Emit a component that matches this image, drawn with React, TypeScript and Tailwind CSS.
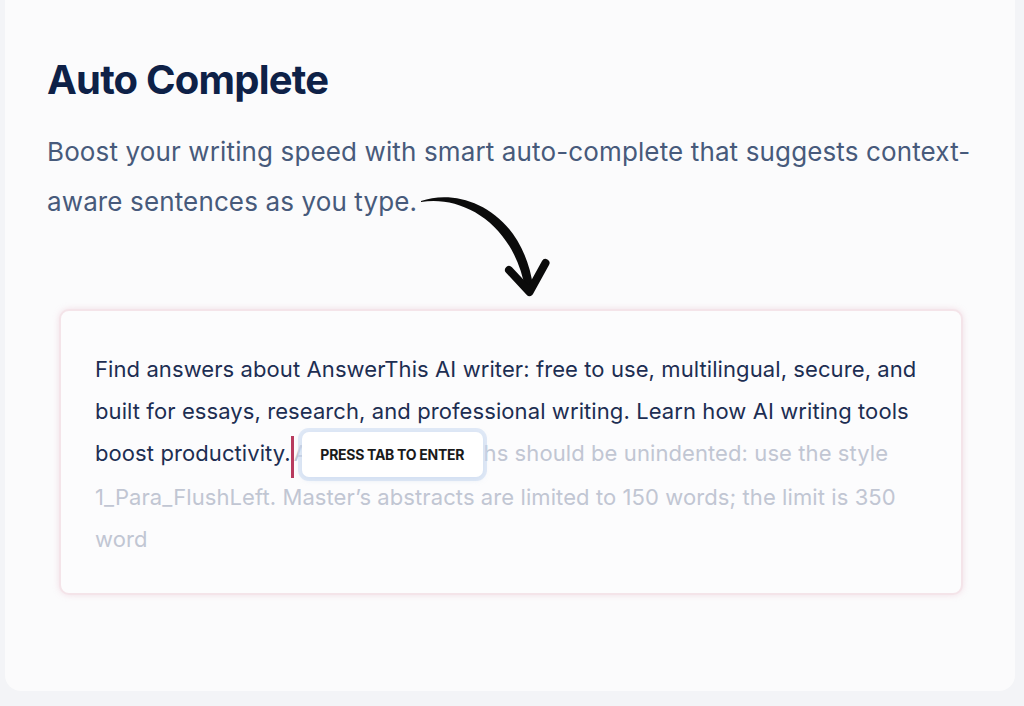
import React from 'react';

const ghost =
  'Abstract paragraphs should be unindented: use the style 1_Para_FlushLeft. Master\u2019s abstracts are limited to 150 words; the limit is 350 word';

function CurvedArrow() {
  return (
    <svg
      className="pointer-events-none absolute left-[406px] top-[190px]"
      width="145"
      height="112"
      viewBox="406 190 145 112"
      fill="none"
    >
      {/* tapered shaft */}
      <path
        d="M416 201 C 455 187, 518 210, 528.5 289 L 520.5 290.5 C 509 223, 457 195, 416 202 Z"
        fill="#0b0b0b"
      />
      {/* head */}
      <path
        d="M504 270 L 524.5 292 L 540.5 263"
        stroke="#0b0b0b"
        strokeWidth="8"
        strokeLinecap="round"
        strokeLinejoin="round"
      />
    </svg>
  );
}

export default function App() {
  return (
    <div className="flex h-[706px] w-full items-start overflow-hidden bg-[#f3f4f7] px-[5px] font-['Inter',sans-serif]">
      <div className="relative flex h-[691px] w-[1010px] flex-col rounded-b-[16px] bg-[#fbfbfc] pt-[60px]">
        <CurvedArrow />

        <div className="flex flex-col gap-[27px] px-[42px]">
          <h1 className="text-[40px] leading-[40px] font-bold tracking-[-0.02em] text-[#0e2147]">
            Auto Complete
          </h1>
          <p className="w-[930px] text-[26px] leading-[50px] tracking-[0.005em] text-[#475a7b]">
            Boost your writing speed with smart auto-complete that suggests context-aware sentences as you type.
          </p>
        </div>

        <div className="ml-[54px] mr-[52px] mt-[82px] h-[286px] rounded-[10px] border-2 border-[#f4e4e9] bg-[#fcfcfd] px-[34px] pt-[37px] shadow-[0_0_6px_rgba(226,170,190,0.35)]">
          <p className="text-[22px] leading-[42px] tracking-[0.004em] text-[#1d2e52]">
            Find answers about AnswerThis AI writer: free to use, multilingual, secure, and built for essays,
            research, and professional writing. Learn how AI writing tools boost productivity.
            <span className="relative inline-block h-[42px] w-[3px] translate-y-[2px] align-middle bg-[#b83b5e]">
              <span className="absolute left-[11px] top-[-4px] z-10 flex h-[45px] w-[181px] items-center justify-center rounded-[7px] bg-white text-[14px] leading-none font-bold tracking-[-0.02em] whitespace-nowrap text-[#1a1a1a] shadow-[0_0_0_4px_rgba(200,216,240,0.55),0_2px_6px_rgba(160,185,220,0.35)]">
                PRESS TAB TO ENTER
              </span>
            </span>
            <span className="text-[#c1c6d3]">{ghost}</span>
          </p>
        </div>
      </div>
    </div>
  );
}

WORK TO COMPLETE
Leave the pictures out and reproduce exactly the lines from the top of the listing above through the line with "is 350 word';".

SOLUTION TO THE PROBLEM
Emit a component that matches this image, drawn with React, TypeScript and Tailwind CSS.
import React from 'react';

const ghost =
  'Abstract paragraphs should be unindented: use the style 1_Para_FlushLeft. Master\u2019s abstracts are limited to 150 words; the limit is 350 word';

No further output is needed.